Peki, geri bildirim verme sanatını icra ederken hangi hatalardan kaçınmalıyız?
* Eski defterleri açmak: Geçmişteki hataları sürekli gündeme getirmek, süreci baltalar. Konu o anki davranışla sınırlı kalmalı.
* “Hep…” veya “Asla…” gibi genellemeler yapmak: Bu tür ifadeler savunmaya geçmeye neden olur.
* Alay etmek, küçümsemek veya kişisel saldırıda bulunmak: Bu, ilişkileri onarılamaz şekilde zedeler.
* Sadece olumsuzluklara odaklanmak: İnsanların güçlü yönlerini ve başarılarını da fark edip olumlu geri bildirim vermeyi unutmayın. Bu, motivasyonu artırır ve denge sağlar.
* Arabulucu kullanmak: Geri bildirim doğrudan ilgili kişiyle konuşulmalıdır.
Doğru verilen yapıcı geri bildirimin gücü gerçekten inanılmazdır. İlişkilerinizi güçlendirir, takım çalışmasını geliştirir, bireysel ve ekip performansını artırır. Kişisel gelişiminize ve çevrenizdekilerin gelişimine katkı sağlar. En önemlisi, insanlar arasında güven ortamı yaratır ve yanlış anlaşılmaları önler.
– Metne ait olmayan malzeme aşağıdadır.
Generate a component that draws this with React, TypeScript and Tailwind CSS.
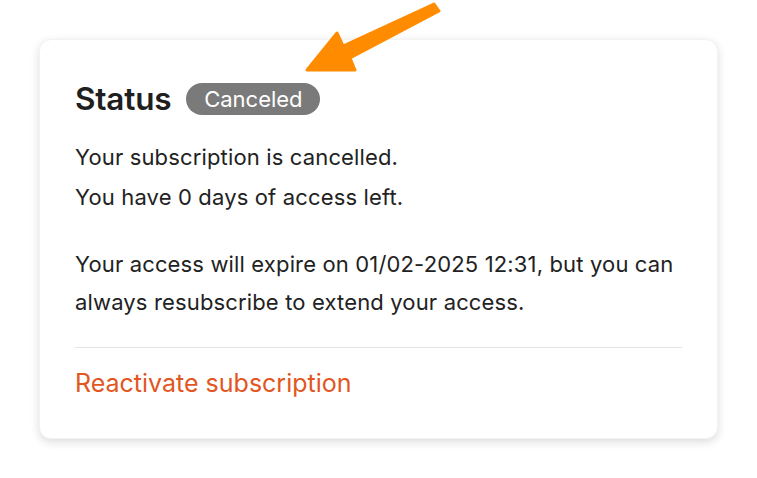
export default function App() {
  return (
    <div className="relative w-[757px] h-[478px] bg-white" style={{ fontFamily: 'Inter, "Noto Sans", sans-serif' }}>
      <div className="pt-[39px] pl-[39px]">
        <div className="w-[679px] rounded-[12px] bg-white shadow-[0_3px_10px_rgba(0,0,0,0.14)] border border-[#f3f3f3] px-[35px] pt-[35px] pb-[36px]">
          <div className="flex items-center h-12 gap-[15px]">
            <h1 className="text-[31.5px] font-semibold text-[#1f1f1f] tracking-[-0.2px]">Status</h1>
            <span className="inline-flex items-center justify-center h-[32px] w-[134px] rounded-full bg-[#7a7a7a] text-white text-[22px] leading-none">Canceled</span>
          </div>
          <div className="mt-[15px] text-[22px] text-[#222222] tracking-[0.15px]">
            <p className="leading-[39.5px]">Your subscription is cancelled.</p>
            <p className="leading-[39.5px]">You have 0 days of access left.</p>
          </div>
          <p className="mt-[28px] text-[22px] leading-[38px] text-[#222222] tracking-[0.15px]">
            Your access will expire on 01/02-2025 12:31, but you can always resubscribe to extend your access.
          </p>
          <div className="mt-[26px] h-px bg-[#e4e4e4]" />
          <div className="mt-[16px] leading-[38px] text-[25px] text-[#e2561f]">Reactivate subscription</div>
        </div>
      </div>
      <svg className="absolute left-0 top-0" width="757" height="478" viewBox="0 0 757 478">
        <path
          d="M434,4 L343,46 L337,33 L307,70 L355,70 L350,58 L439,11 Z"
          fill="#ff8c00"
          stroke="#ff8c00"
          strokeWidth="3"
          strokeLinejoin="round"
        />
      </svg>
    </div>
  );
}
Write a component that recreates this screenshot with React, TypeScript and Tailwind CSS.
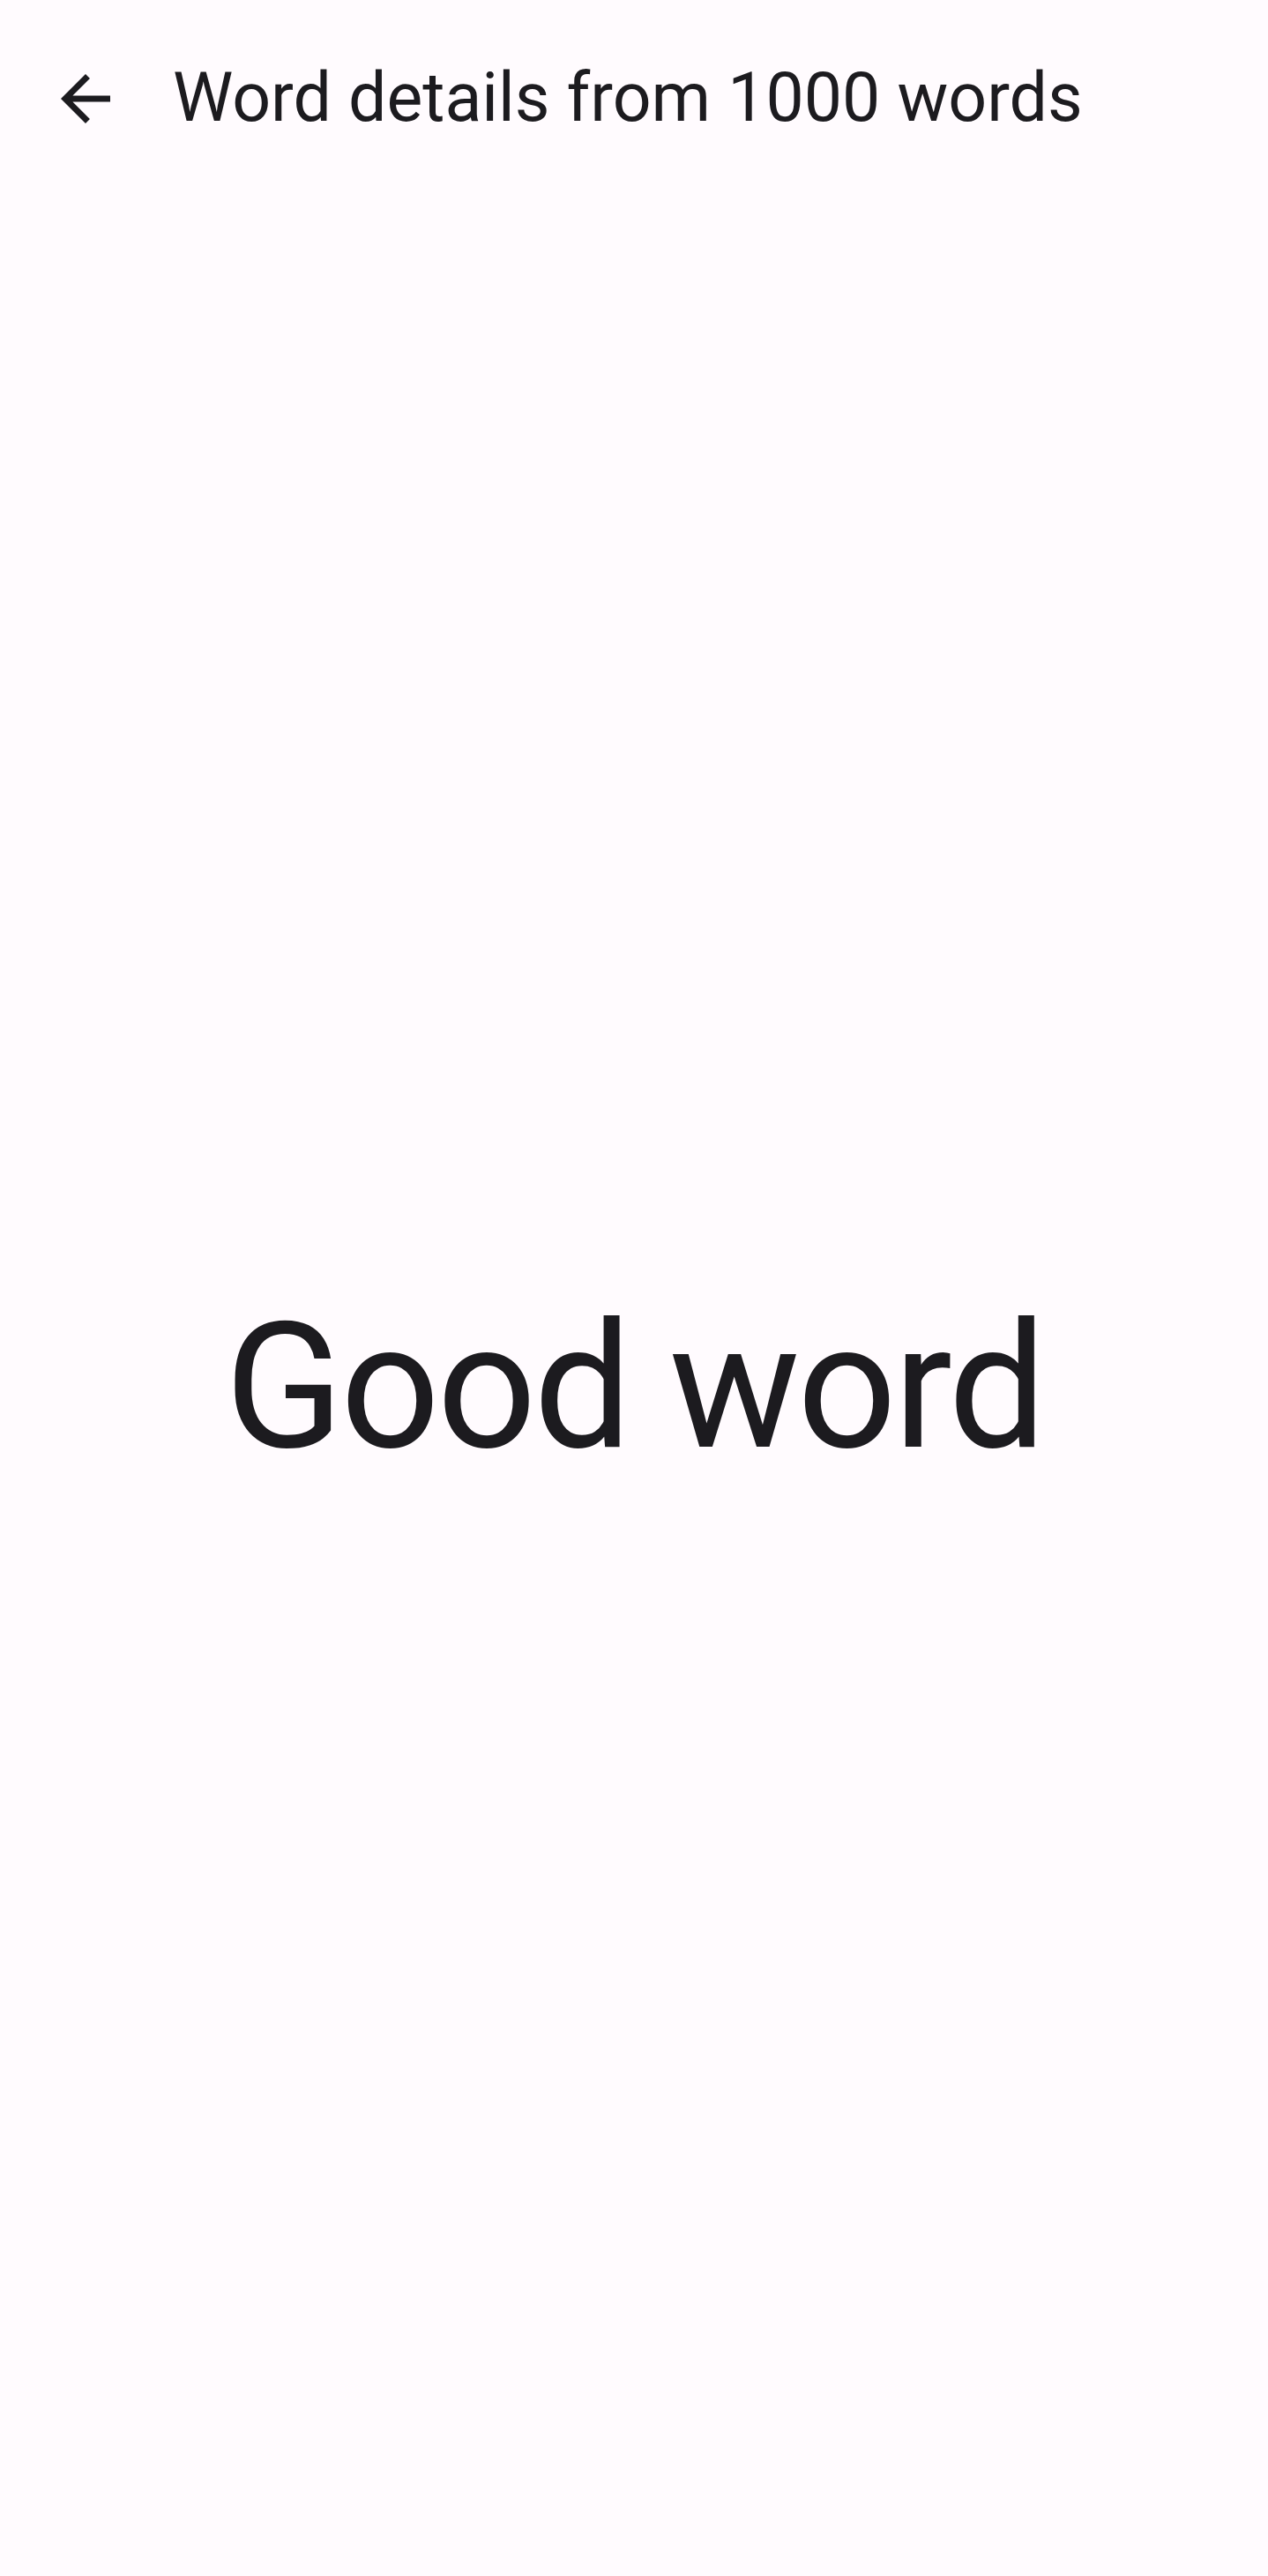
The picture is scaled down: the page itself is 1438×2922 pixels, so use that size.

Sevgili dostlar, yapıcı eleştiri vermek, ilk başta zorlu bir süreç gibi görünse de, pratikle ustalaşabileceğiniz bir sanattır. Unutmayın, amacımız yıkmak değil, inşa etmek. Amacımız, karşımızdaki kişinin daha iyi bir versiyonu olmasına yardımcı olmak ve bu süreçte kendimizi de geliştirmek. Bu beceriyi geliştirdikçe, hem kendi hayatınızda hem de çevrenizdekilerin hayatında inanılmaz farklar yaratacaksınız. Hadi, bugün bir başlangıç yapalım ve geri bildirimi bir armağan olarak sunmayı öğrenelim! İletişiminiz ışıldasın!